OpinionOctober 3, 2024
In an exclusive interview, Donald Trump outlines his strategy to restore global deterrence, emphasizing energy independence and military strength. Discover his plans for border control, energy policy, and international peace.
Marc Thiesssen
Marc Thiesssen

PALM BEACH, Fla. –

One is struck, upon arriving at Donald Trump’s personal office on the second floor of his Mar-a-Lago Club, by how modest it is.

Walking past a photo of Trump with Ronald Reagan by the doorway, I stepped into a small, sunlit room decorated with gifts from supporters, a shelf filled with the books he has published and “jumbos” — large, framed photos from his presidency that once lined the walls of the West Wing (and might one day again).

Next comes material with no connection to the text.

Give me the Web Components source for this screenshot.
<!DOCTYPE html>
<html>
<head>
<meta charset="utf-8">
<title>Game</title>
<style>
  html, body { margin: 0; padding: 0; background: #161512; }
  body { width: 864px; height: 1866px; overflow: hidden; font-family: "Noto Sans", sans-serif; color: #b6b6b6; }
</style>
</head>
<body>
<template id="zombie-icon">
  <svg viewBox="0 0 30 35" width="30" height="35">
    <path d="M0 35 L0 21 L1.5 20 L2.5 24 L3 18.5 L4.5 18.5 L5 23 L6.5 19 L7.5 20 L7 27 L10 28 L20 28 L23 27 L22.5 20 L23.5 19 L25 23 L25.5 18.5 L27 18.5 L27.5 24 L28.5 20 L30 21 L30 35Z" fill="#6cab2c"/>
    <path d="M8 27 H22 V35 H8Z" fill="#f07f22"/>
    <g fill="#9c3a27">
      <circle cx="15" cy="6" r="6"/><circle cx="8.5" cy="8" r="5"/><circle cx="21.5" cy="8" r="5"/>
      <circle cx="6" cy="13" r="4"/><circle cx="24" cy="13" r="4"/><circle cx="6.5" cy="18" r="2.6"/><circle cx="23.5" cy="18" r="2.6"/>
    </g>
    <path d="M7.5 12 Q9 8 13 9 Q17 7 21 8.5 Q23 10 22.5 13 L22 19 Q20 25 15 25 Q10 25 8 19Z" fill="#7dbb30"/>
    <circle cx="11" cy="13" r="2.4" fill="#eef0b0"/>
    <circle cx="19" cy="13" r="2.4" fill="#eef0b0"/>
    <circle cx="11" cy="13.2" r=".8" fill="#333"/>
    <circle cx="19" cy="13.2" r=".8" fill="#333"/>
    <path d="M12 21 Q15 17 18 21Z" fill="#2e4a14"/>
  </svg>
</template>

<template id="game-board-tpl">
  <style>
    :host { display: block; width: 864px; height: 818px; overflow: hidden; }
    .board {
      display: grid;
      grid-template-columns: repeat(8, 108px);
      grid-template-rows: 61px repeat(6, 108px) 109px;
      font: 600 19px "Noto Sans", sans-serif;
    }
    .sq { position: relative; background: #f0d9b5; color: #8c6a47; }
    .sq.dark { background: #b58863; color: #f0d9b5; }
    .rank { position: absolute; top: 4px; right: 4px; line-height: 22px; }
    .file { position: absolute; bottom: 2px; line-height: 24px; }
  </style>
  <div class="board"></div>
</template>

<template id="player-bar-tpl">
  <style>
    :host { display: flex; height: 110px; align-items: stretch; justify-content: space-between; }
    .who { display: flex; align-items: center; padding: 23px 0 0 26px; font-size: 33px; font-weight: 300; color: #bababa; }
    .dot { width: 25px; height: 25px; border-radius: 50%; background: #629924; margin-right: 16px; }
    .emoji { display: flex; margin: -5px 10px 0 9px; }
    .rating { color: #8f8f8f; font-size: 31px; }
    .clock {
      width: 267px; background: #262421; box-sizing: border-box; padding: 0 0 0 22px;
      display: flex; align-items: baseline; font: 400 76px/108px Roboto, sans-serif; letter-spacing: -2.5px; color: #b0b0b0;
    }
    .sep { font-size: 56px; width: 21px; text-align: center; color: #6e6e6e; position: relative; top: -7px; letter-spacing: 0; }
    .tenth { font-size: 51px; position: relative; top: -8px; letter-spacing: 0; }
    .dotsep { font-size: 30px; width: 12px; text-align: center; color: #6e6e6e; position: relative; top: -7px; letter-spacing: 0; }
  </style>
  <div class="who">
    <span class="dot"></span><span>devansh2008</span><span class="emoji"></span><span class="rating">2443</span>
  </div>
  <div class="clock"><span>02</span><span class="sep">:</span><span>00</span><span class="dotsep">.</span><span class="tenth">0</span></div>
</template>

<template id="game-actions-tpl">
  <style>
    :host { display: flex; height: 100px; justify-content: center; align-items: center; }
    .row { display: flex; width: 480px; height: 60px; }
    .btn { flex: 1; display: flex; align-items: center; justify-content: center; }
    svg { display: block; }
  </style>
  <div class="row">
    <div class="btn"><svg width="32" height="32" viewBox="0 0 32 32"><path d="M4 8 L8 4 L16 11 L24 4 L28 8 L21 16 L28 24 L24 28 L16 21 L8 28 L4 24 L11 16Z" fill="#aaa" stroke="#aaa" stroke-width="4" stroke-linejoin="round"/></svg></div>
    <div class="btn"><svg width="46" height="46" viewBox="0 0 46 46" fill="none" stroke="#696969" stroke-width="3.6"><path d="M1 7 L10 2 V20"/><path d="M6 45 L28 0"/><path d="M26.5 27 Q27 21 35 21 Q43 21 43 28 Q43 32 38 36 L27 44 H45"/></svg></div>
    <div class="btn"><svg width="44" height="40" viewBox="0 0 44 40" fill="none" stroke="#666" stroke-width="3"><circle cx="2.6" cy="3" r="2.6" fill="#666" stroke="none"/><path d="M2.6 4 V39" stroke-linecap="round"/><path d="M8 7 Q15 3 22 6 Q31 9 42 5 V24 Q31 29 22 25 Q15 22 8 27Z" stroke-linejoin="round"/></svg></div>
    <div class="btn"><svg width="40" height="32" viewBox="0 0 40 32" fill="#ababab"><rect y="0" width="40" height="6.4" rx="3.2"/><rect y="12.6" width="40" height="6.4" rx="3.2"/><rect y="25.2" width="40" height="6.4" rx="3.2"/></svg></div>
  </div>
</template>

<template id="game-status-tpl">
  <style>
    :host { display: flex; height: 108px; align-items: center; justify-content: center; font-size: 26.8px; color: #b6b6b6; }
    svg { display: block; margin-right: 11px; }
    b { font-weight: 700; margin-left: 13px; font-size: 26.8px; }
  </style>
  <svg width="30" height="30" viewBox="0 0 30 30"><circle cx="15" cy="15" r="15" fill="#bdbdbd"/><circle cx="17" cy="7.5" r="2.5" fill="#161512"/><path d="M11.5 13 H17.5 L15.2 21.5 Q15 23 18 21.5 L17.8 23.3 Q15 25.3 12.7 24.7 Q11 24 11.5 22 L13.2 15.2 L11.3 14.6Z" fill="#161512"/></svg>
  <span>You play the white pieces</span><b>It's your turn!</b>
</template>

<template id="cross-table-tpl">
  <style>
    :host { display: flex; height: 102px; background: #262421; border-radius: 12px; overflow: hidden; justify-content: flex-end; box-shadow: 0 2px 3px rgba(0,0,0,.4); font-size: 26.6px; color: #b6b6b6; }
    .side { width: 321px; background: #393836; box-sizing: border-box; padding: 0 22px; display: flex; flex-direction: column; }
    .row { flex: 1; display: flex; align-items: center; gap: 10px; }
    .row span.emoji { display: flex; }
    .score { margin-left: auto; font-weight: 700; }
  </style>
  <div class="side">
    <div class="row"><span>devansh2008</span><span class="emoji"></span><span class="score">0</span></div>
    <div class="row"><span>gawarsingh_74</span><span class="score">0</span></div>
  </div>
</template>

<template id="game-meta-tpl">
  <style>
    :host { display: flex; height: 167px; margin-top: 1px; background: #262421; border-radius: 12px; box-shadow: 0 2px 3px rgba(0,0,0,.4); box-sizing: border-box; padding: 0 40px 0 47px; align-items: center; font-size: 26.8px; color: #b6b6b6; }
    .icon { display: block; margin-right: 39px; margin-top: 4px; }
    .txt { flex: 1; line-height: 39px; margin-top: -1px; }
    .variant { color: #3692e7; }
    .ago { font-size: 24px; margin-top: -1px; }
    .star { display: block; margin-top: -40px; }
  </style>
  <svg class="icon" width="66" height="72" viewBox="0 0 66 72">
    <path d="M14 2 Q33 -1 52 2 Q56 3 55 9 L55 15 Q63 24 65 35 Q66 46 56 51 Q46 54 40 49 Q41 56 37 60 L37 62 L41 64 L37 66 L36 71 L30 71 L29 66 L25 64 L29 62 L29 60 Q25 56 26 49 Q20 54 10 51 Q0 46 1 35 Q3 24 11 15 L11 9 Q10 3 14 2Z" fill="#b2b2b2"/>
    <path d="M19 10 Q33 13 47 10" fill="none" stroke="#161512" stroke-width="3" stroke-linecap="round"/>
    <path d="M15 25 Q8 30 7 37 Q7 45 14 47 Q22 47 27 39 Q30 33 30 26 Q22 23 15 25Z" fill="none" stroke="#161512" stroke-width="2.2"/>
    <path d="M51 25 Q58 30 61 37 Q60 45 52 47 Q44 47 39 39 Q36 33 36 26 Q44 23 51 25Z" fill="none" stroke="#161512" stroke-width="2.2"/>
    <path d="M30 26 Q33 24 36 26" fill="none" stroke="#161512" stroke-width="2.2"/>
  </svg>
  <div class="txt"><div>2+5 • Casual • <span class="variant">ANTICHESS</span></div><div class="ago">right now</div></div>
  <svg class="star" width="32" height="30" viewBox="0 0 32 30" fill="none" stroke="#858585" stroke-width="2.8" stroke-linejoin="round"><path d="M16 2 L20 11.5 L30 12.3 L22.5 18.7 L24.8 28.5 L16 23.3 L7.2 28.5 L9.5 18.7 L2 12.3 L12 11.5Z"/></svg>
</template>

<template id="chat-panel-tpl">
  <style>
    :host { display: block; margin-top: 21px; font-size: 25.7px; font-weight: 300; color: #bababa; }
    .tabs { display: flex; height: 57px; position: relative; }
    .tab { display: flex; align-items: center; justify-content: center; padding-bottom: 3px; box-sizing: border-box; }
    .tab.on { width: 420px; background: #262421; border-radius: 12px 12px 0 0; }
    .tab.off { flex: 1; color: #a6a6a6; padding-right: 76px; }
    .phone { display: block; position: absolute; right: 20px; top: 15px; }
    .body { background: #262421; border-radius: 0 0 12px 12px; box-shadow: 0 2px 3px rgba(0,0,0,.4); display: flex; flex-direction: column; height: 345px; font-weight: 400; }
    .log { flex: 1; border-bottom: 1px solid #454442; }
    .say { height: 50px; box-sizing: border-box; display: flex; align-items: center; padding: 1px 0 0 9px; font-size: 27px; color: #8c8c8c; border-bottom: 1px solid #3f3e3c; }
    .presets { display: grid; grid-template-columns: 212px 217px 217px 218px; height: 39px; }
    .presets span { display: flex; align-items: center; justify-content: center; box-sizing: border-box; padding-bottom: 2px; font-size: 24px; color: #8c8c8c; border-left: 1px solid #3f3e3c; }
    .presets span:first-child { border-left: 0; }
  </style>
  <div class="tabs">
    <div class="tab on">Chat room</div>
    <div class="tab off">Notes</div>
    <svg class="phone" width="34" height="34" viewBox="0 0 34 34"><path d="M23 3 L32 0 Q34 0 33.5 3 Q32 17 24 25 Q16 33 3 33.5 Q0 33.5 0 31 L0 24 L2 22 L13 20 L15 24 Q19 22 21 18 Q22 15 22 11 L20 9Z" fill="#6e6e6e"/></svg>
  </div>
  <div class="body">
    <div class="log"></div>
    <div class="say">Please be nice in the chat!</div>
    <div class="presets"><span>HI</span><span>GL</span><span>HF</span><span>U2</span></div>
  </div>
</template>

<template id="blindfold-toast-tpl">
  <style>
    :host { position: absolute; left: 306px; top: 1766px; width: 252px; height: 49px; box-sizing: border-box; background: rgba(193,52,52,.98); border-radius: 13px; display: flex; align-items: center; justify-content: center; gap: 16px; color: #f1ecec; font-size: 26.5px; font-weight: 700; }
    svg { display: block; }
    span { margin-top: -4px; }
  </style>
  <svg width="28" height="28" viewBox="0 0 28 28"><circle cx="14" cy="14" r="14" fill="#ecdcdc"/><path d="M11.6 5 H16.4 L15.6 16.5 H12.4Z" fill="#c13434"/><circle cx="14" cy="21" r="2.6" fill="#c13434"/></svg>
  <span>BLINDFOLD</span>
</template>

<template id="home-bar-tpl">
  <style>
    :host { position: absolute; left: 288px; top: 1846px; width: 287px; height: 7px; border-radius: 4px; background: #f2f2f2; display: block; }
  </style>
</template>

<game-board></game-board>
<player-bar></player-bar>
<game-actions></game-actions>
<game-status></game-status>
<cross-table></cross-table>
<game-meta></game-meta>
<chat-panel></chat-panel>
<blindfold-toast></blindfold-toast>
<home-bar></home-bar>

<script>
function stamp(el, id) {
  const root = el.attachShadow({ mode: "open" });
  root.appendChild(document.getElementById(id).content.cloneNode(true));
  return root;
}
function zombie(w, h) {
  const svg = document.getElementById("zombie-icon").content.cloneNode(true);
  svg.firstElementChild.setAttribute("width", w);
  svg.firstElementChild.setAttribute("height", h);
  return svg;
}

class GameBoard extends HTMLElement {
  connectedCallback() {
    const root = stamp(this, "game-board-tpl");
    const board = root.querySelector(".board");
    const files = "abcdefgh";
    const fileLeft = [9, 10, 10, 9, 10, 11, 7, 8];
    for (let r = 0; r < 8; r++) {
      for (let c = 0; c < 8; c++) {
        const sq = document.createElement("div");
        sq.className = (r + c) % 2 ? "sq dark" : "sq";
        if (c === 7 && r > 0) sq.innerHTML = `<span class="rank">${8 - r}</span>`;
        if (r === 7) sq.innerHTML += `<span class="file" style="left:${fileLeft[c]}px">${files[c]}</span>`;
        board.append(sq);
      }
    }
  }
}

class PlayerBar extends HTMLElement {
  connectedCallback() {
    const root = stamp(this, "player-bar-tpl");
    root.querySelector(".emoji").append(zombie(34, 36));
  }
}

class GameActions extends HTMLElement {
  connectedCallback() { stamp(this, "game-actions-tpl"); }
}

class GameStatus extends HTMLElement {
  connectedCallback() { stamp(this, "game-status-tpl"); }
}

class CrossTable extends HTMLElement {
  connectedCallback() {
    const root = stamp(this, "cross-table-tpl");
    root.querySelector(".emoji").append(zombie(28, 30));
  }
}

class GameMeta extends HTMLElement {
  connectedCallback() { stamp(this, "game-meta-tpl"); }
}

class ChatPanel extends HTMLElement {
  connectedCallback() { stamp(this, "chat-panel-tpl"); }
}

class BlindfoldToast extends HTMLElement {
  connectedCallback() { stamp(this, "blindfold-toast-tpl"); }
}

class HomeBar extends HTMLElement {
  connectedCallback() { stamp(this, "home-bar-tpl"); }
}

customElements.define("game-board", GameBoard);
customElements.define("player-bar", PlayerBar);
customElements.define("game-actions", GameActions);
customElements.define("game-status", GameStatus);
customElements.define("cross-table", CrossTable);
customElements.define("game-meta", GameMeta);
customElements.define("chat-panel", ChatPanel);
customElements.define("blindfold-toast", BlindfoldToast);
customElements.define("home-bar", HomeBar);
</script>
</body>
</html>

Trump greeted me before taking a seat behind a small oak desk. Behind him was a painting of nine Republican presidents in a bar, modeled on “Dogs Playing Poker.” To his right, blocking the window, is a large, recently installed panel of bulletproof glass — a reminder of the two assassination attempts he faced in nine weeks.

I asked Trump a question Kamala Harris was recently unable to answer: What would you do on Day 1?

“Not one thing, many things,” he said. “First thing: Close the border. People are going to come into the country, but they’re going to come in legally.” And he said he would unleash domestic energy production — promising to prod gains at multiple times the levels achieved during Biden’s term — which he argued would be a powerful antidote to the high inflation of the Biden-Harris years. “Energy is going to bring prices way down,” he said. “That’s going to bring interest rates way down.”

But energy is central to his thinking for another reason: his desire to restore deterrence, and thus peace, in the world. He argued that Biden’s approach to energy early in his term helped drive the price of oil "up to a hundred dollars a barrel. And Putin said, ‘Man, at a hundred dollars a barrel, I’m going to be the only one to make money on the war.’”

There is an increasingly vocal isolationist faction in the Republican Party.

But any fair examination of Trump’s first-term record shows that he is no isolationist. This is a president who destroyed the Islamic State’s caliphate, bombed Syria (twice) for using chemical weapons on its own people, killed Iranian terrorist mastermind Qasem Soleimani, launched a cyberattack on Russia, approved an attack that killed hundreds of Russian Wagner Group mercenaries, armed Ukraine with Javelin missiles, and warned he would unleash “fire and fury like the world has never seen” if North Korea continued to threaten the United States.

I pointed out he has said he believes that if he were in office, Russia would never have invaded Ukraine and Iran would never have attacked Israel.

“Correct,” he said.

So, I asked: Will China attack Taiwan while you’re president?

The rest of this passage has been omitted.